Robert A. Bond - Biography

Bob Bond biographyRobert Bond is an Assistant Division Head in the ISR and Tactical Systems Division at MIT Lincoln Laboratory.

In his career, Mr. Bond has focused on the research and development of high-performance embedded signal and image processors and algorithms. He has led research initiatives in a wide range of intelligence, surveillance, and reconnaissance (ISR) computing technologies spanning custom VLSI circuits, parallel processors, non-linear signal processing, graph detection theory, and parallel processing middleware. Prior to coming to Lincoln Laboratory, he worked at CAE Ltd. on flight simulators and then at Sperry where he developed Naval command and control applications.

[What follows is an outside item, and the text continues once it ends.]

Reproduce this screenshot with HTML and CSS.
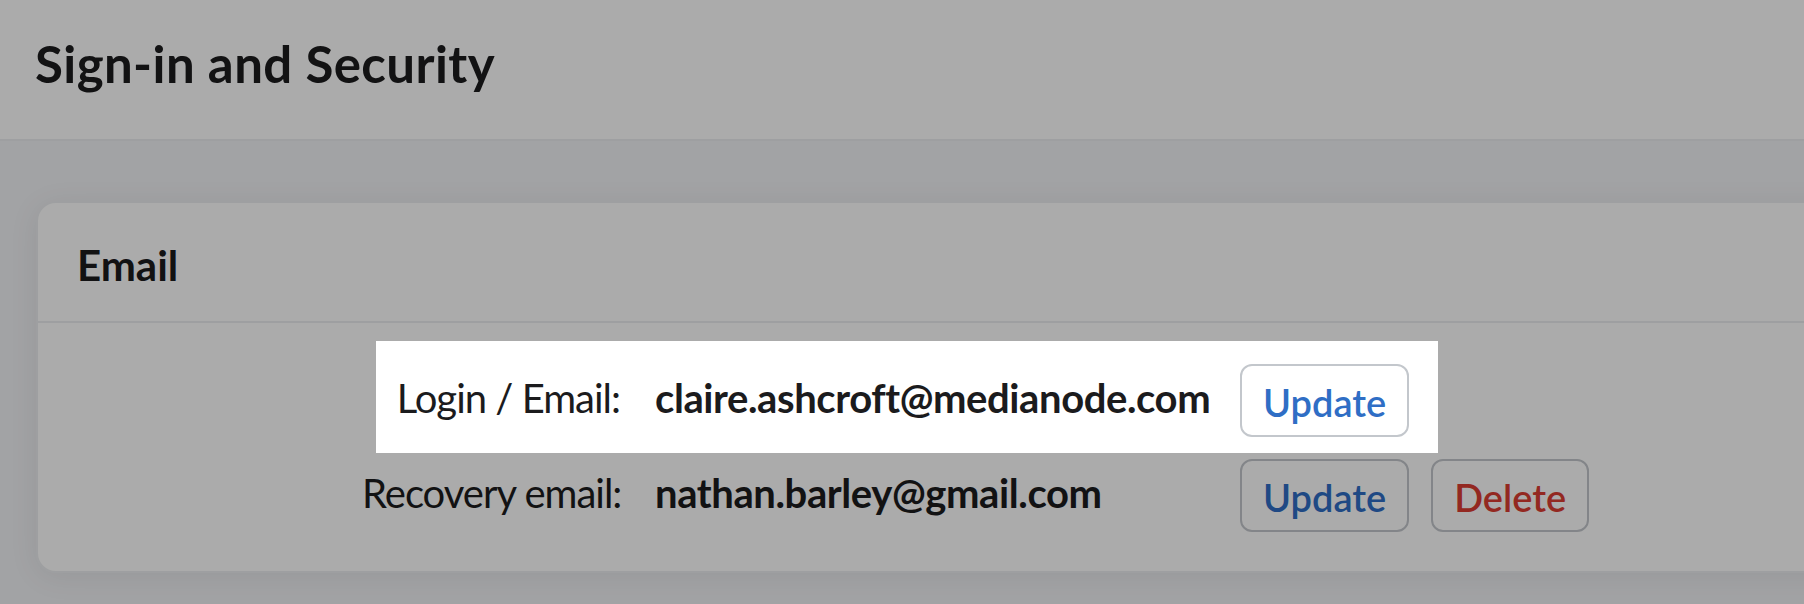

Mr. Bond joined Lincoln Laboratory in 1987. In his first assignment, he was responsible for the development of the Mountaintop RSTER radar software architecture and later led the radar system integration. In the early 1990s, he conducted seminal studies to evaluate the use of massively parallel processors (MPP) for real-time signal and image processing. Later, he led the development of 1000-processor MPP for radar space-time adaptive processing and a custom VLSI processor for high-throughput radar signal processing. In 2001, he led a team in the development of the Parallel Vector Library, a novel middleware technology for portable and scalable high-performance parallel signal processors. In 2003, he was one of two researchers to receive the Lincoln Laboratory Technical Excellence Award for his "technical vision and leadership in the application of high-performance embedded processing architectures to real-time digital signal processing systems."

Recently, Mr. Bond has been involved in research into complex systems, open systems architectures, cloud and grid computing, graph and network based algorithms, and advanced computing technologies.

He earned a B.S. degree (honors) in physics from Queen's University, Ontario, Canada in 1978.